Recently, a group of researchers from the University of Ottawa, the National Research Council of Canada, and Imperial College London published a study in which they developed a new method of recording holograms using quantum particles.
What is Holography?
While holograms are a frequent trope in the futuristic worlds of science fiction, the process for recording holograms was actually discovered over half a century ago in 1948. Unlike regular photography, which only captures the amplitude data of light, holography records both amplitude and phase data. Amplitude is a measure of the intensity or brightness of light. Therefore, traditional photography records images based on variations in the brightness of the light that reflects off of objects in the environment. However, because amplitude only gives information about light intensity, the images produced by traditional photography can only be rendered in two dimensions. In contrast, phase data gives information about how light interacts with objects. As such, holography is able to record three-dimensional information such as the depths and contours of objects.
How Holograms Are Recorded Using Traditional Technologies
In order to capture phase data, traditional holography techniques first require the emission of two coherent beams of light, with coherent referring to the fact that the two beams are of the same wavelength. These beams are traditionally created with lasers, which emit light at a constant wavelength. One beam is then aimed at the object being recorded. Light reflecting off the object is then collected by a holographic film. Simultaneously, the other beam is reflected off a mirror directly onto the film. Light from the two beams will then interact with each other as they meet, resulting in interference patterns on the film. When coherent light is then passed through the film, the interference pattern will bend and diffract the light to exactly reproduce the properties of the light that was recorded from the object. This process results in a three-dimensional projection of the recorded object.
Advantages of Quantum Holography
The main advantage of quantum holography is the fact that the recording process does not require two beams of coherent light. In the traditional technique, phase data is recorded in the form of interference patterns between the object beam and the reference beam. In contrast, quantum holography exploits the phenomenon of quantum entanglement to forego the requirement for coherence. Quantum entanglement is a phenomenon where pairs of quantum particles (e.g., photons of light) are intrinsically connected, with each particle mirroring the properties of the other regardless of the separation between them.

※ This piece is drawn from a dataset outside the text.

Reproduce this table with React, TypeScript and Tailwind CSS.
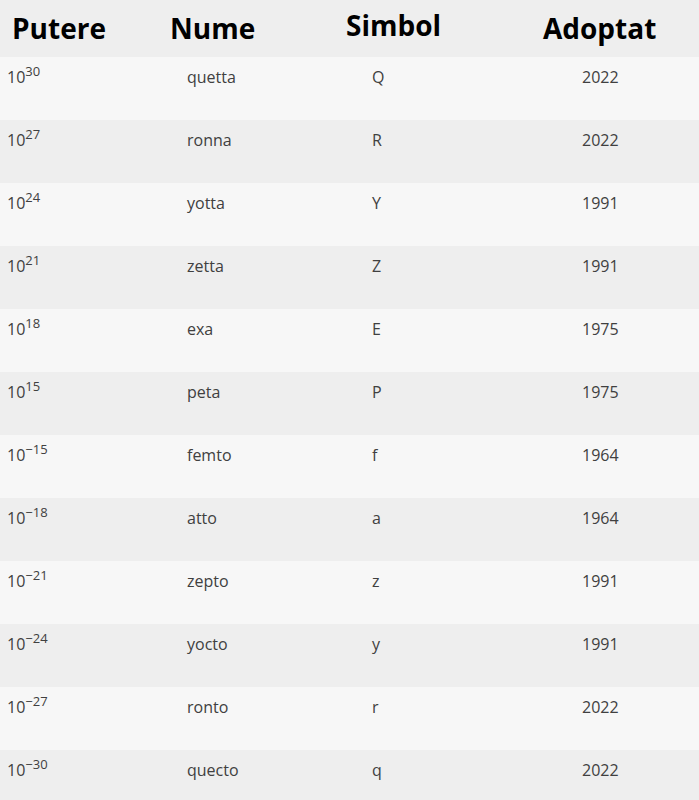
import React from "react";

type Row = { base: string; exp: string; name: string; sym: string; year: string };

const rows: Row[] = [
  { base: "10", exp: "30", name: "quetta", sym: "Q", year: "2022" },
  { base: "10", exp: "27", name: "ronna", sym: "R", year: "2022" },
  { base: "10", exp: "24", name: "yotta", sym: "Y", year: "1991" },
  { base: "10", exp: "21", name: "zetta", sym: "Z", year: "1991" },
  { base: "10", exp: "18", name: "exa", sym: "E", year: "1975" },
  { base: "10", exp: "15", name: "peta", sym: "P", year: "1975" },
  { base: "10", exp: "\u221215", name: "femto", sym: "f", year: "1964" },
  { base: "10", exp: "\u221218", name: "atto", sym: "a", year: "1964" },
  { base: "10", exp: "\u221221", name: "zepto", sym: "z", year: "1991" },
  { base: "10", exp: "\u221224", name: "yocto", sym: "y", year: "1991" },
  { base: "10", exp: "\u221227", name: "ronto", sym: "r", year: "2022" },
  { base: "10", exp: "\u221230", name: "quecto", sym: "q", year: "2022" },
];

export default function App() {
  return (
    <div
      className="w-[699px] h-[800px] overflow-hidden bg-[#f7f7f7]"
      style={{ fontFamily: '"Open Sans", "Noto Sans", sans-serif' }}
    >
      <div className="flex h-[57px] bg-[#eeeeee] pt-[9px] text-[28px] leading-[38px] font-bold text-black">
        <div className="w-[170px] pl-[12px]">Putere</div>
        <div className="w-[176px]">Nume</div>
        <div className="w-[197px] -mt-[3px]">Simbol</div>
        <div>Adoptat</div>
      </div>
      {rows.map((r, i) => (
        <div
          key={i}
          className={`flex h-[63px] pt-[8px] text-[16px] leading-[24px] text-[#404040] ${
            i % 2 === 0 ? "bg-[#f7f7f7]" : "bg-[#eeeeee]"
          }`}
        >
          <div className="w-[187px] pl-[7px]">
            {r.base}
            <span className="relative -top-[7px] text-[13px] leading-none">{r.exp}</span>
          </div>
          <div className="w-[185px]">{r.name}</div>
          <div className="w-[210px]">{r.sym}</div>
          <div>{r.year}</div>
        </div>
      ))}
    </div>
  );
}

This unique property of quantum particles helps to mitigate many of the drawbacks of traditional holography. For example, because there is no need for coherence, the reference beam can be a different wavelength (i.e., colour) than the object beam. This advantage is critical for many medical applications because while infrared light is better for scanning biological tissues, it is much harder to accurately detect using current sensor technology. However, by taking advantage of quantum entanglement, biological tissues can be scanned using a beam of infrared light. A hologram of the specimen can then be created by recording the entangled partner beam, which may be in the visible spectrum and thus easier to measure.
Aside from being able to scan objects with a wider range of wavelengths of light, the researchers also noted that the stability of quantum entangled states allows for their technique to be more resistant to vibrations during the recording process. While traditional holography could only be achieved using very short exposure times, the technique developed by the researchers allows for recording over extended durations, resulting in holograms with superior fidelity and resolution.
Potential Future Applications
While the study was more of a proof-of-concept, the researchers are confident that their work will contribute towards the development of accurate 3D scene reconstruction, which may have a variety of applications ranging from self-driving vehicles to augmented reality.